I’ve got news for you: There ARE two sides. And plenty of business owners are on the ‘other’ side from you, and would be very happy if the rules changed such that they could start hiring only people who have the same political beliefs.

You can’t make up new rules and expect only their side to have to live by them. Remember #Metoo? It started as an attack against Trump, and wound up taking down a whole lot of Liberals.

The funny thing is that the left used to make the argument I’m making. Free speech and the right to not be discriminated against for out-of-work beliefs and activities were fundamental. But I guess all that changed when they decided they were now the ones holding the clipboards and makjng those decisions. Now political purity tests for employment are apparently A-OK.

That’s more theoretical-opinion waffle trying to look like a genuine parallel to my criticisms of Trumpist delusionism on factual grounds. What specific factual claims are these hypothetical Communist job applicants making about Chavez?

On the contrary, the use of personal judgement about screening out applicants is exactly what we’re defending here. Nobody’s saying that an employer can’t hire a Trump supporter if they want to.

? In the US, according to federal law employers can hire only people who have the same political beliefs, if they want. You may be mixing us up with Canadian provincial employment law which AFAICT generally treats political belief as a prohibited ground for discrimination.

But that’s not what I’m advocating here. I repeat: This isn’t about “political beliefs”, this is about voluntarily espousing gross delusion and ignorance about demonstrable facts.

And I repeat:

In this case the “other” supports a man who shares a massive amount of responsibility, through deliberate and spectacular lying, for the deaths of 330,000 Americans, many of which were easily avoidable and preventable; for promoting racism; for the erosion of trust in the democratic electoral system (also through a campaign of lies and bs); for the attempted replacement of the post WW II western world with a transactional international system with its attendant erosion of trust and reliability of alliances; and the condoning of the replacement of a global mindset that ultimately should be guiding the progress of the human species in conjunction with the health of the planet. All this “other” gives a damn about is what’s in it for them. They deserve the scorn.

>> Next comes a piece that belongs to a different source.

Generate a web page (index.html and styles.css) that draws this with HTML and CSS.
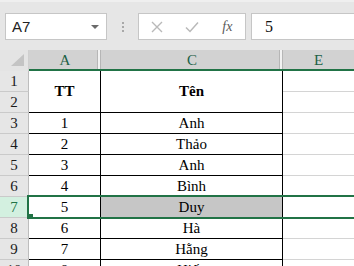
FILE: index.html
```html
<!DOCTYPE html>
<html>
<head>
<meta charset="utf-8">
<link rel="stylesheet" href="styles.css">
</head>
<body>
<div class="app">
  <div class="topbar">
    <div class="namebox"><span class="ref">A7</span><span class="caret"></span></div>
    <div class="sep"><i></i><i></i><i></i></div>
    <div class="fbtns">
      <span class="fbtn"><svg width="12" height="12" viewBox="0 0 12 12"><path d="M1 1L11 11M11 1L1 11" stroke="#b9b9b9" stroke-width="1.4" fill="none"/></svg></span>
      <span class="fbtn"><svg width="14" height="12" viewBox="0 0 14 12"><path d="M1 6.5L5 10.5L13 1.5" stroke="#b9b9b9" stroke-width="1.5" fill="none"/></svg></span>
      <span class="fbtn fx">fx</span>
    </div>
    <div class="fbox">5</div>
  </div>
  <div class="sheet">
    <div class="grid">
      <div class="corner"><svg width="13" height="12" viewBox="0 0 13 12"><path d="M13 0V12H0Z" fill="#c4c4c4"/></svg></div>
      <div class="ch chA">A</div>
      <div class="ch chC">C</div>
      <div class="ch chE">E</div>

      <div class="rh">1</div>
      <div class="cell a merge bold">TT</div>
      <div class="cell c merge bold">Tên</div>
      <div class="cell e"></div>

      <div class="rh">2</div>
      <div class="cell e"></div>

      <div class="rh">3</div><div class="cell a">1</div><div class="cell c">Anh</div><div class="cell e"></div>
      <div class="rh">4</div><div class="cell a">2</div><div class="cell c">Thảo</div><div class="cell e"></div>
      <div class="rh">5</div><div class="cell a">3</div><div class="cell c">Anh</div><div class="cell e"></div>
      <div class="rh">6</div><div class="cell a">4</div><div class="cell c">Bình</div><div class="cell e"></div>
      <div class="rh active">7</div><div class="cell a">5</div><div class="cell c filled">Duy</div><div class="cell e"></div>
      <div class="rh">8</div><div class="cell a">6</div><div class="cell c">Hà</div><div class="cell e"></div>
      <div class="rh">9</div><div class="cell a">7</div><div class="cell c">Hằng</div><div class="cell e"></div>
      <div class="rh">10</div><div class="cell a">8</div><div class="cell c">Hiếu</div><div class="cell e"></div>
    </div>
    <div class="selection"><span class="handle"></span></div>
  </div>
</div>
</body>
</html>
```

FILE: styles.css
```css
html, body {
  margin: 0;
  padding: 0;
  overflow: hidden;
  background: #ffffff;
}

.app {
  width: 354px;
  height: 266px;
  overflow: hidden;
  font-family: "Liberation Serif", "Times New Roman", serif;
}

.topbar {
  height: 50px;
  box-sizing: border-box;
  background: #e6e6e6;
  border-top: 2px solid #efefef;
  padding: 11px 0 0 5px;
  display: flex;
  align-items: flex-start;
}

.namebox {
  width: 102px;
  height: 27px;
  box-sizing: border-box;
  background: #ffffff;
  border: 1px solid #c6c6c6;
  display: flex;
  align-items: center;
  justify-content: space-between;
  padding: 0 7px 0 6px;
}

.ref {
  font-family: "Liberation Sans", Arial, sans-serif;
  font-size: 15px;
  color: #222;
}

.caret {
  width: 0;
  height: 0;
  border-left: 4px solid transparent;
  border-right: 4px solid transparent;
  border-top: 4px solid #6a6a6a;
}

.sep {
  width: 31px;
  height: 27px;
  display: flex;
  flex-direction: column;
  align-items: center;
  justify-content: center;
  gap: 2px;
}

.sep i {
  width: 2px;
  height: 2px;
  background: #a8a8a8;
}

.fbtns {
  width: 108px;
  height: 27px;
  box-sizing: border-box;
  background: #ffffff;
  border: 1px solid #c6c6c6;
  display: flex;
}

.fbtn {
  width: 36px;
  display: flex;
  align-items: center;
  justify-content: center;
}

.fx {
  font-family: "Liberation Serif", serif;
  font-style: italic;
  font-size: 14px;
  color: #5a5a5a;
}

.fbox {
  flex: 1;
  margin-left: 5px;
  margin-right: -6px;
  height: 27px;
  box-sizing: border-box;
  background: #ffffff;
  border: 1px solid #c6c6c6;
  padding-left: 13px;
  display: flex;
  align-items: center;
  font-size: 16px;
  color: #111;
}

.sheet {
  position: relative;
}

.grid {
  display: grid;
  grid-template-columns: 29px 72px 182px 71px;
  grid-auto-rows: 21px;
  font-size: 15px;
  color: #000;
}

.grid > div {
  box-sizing: border-box;
  display: flex;
  align-items: center;
  justify-content: center;
}

.corner {
  background: #e4e4e4;
  justify-content: flex-end !important;
  align-items: flex-end !important;
  padding: 0 4px 5px 0;
  border-right: 1px solid #cfcfcf;
}

.ch {
  background: #d2d2d2;
  border-bottom: 2px solid #217346;
  color: #1d6146;
  padding-top: 1px;
}

.chA {
  box-shadow: inset -1px 0 #b6b6b6, inset -3px 0 #f2f2f2, inset -4px 0 #b6b6b6;
}

.chC {
  box-shadow: inset -1px 0 #b6b6b6, inset -3px 0 #f2f2f2, inset -4px 0 #b6b6b6;
}

.rh {
  background: #e6e6e6;
  border-bottom: 1px solid #cacaca;
  border-right: 1px solid #bdbdbd;
  color: #1a1a1a;
}

.rh.active {
  background: #d3f0e0;
  color: #217346;
}

.cell.a, .cell.c {
  border-right: 1px solid #000;
  border-bottom: 1px solid #000;
}

.cell.e {
  border-bottom: 1px solid #d4d4d4;
}

.merge {
  grid-row: span 2;
}

.bold {
  font-weight: bold;
}

.filled {
  background: #c6c6c6;
}

.selection {
  position: absolute;
  left: 27px;
  top: 145px;
  width: 340px;
  height: 24px;
  box-sizing: border-box;
  border: 2px solid #217346;
  border-right: none;
}

.handle {
  position: absolute;
  left: -1px;
  bottom: -2px;
  width: 5px;
  height: 5px;
  background: #217346;
}
```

These are not simply equally good people with a differing set of equally valid but differing views based on critical thinking and rational thought.

Having said all that, I work for a large global company based out of Montreal and, as a coworker once remarked, it’s like the United Nations. Our company promotes diversity (for real and not just lip-service btw). If I knew that a pro-Trumper was a candidate I would certainly do what I could, within reason, to prevent his or her employment.

Sure, but if an employee oversteps their boundaries at work, AND I knew or should have known ahead of time that they had some sort of problem that might spill over, then as their employer I could be held responsible/liable for acts that harmed other employees or customers (“negligent hiring”). That’s most commonly used for criminal records, drug/alcohol problems, and the like, but a racially-motivated incident could certainly fuel such a suit.

It wouldn’t even take a lawsuit, necessarily, if the employee’s actions resulted in awful publicity for my business. An employee going on a racist rant on duty that gets put on YouTube, e.g., would be terrible in any circumstance, but if I knew he had a tendency to make racist remarks in his private life and I hired him for a public-facing position anyway, it would be much worse. “This business hired known racist who ended up screaming at innocent black child” could be the kind of publicity that puts a small business out of business. At that point, firing him would be closing the barn door after the horse is in the next county.

Are we talking about somebody who has advocated for a lynching or expropriation, or publicly praised Chavez or Mao or Stalin, or merely somebody who thinks that Chavismo ideas such as plentiful social welfare programs are good? (Chavez was big on soldiers distributing food and teaching schools, not so much on lynching.)

Can you find any legal experts who would agree that hiring a Trump supporter puts a company at risk for negligent hiring?

First, define “Trump supporter”: does that mean anybody who voted for Trump, or anybody who publicly praised Trump’s racial or misogynist views or xenophobia, or anybody who thinks Trump really won the election, or what?

Certainly there are legal experts who would agree hiring somebody whose social media reflects reacist views puts a company at risk for negligent hiring; here’s one.

If you don’t want communists working for you, don’t hire communists. I’m not sure why this is supposed to be some sort of gotcha. Do you think that, because you’re arguing with a bunch of largely centrist Democrats, that we’re going to be falling all over ourselves at the idea of <gasp, pearl clutch> not hiring communists?

Keep the red bastards out of your business if you want. It’s your business, right?

That aside, why are you talking about “bans.” If you want to hire Trump supporters, go for it. Nobody is arguing that you shouldn’t be allowed to hire them. It’s almost like you can’t argue the proposition on it’s own merits, so you have to distort it into something nobody is advocating.

Thanks, Sam, but I’ve already spent most of my life living in a world where people were free to discriminate against me because of aspects of my personal life. This isn’t a “brave new world,” it’s the same shitty world it’s always been. You just don’t get a pass on some of the shitty parts because you’re white, straight, and male anymore.

Who one votes for should have no bearing on their ability to get a job, go to college, or rent a house.

Thanks for sharing.

You’re welcome! I can tell by your previous comment you disagree. You think people should be able to not hire or rent to others for any or no reason at all? Or do you think it’s in society’s interest that everyone has an opportunity to work?

I support legal protections for innate aspects a person has no control over, such as race or sex. I think people should be legally allowed to refuse to hire morons, monsters, and raging lunatics.

A person’s brain is a function of their birth. You mention morons, monsters, and raging lunatics. At least two of those can be a pure function of brain structure and/or chemistry.

It is a dilemma because there are many things I wouldn’t want to hire for. Here’s a good example. In some parts of the country, maybe all, there are registered sex offender lists. Should a person on that list be unable to rent or work anywhere?

Interesting that you would equate Trump followers with sex offenders. I wouldn’t have gone in that direction, but to each his own.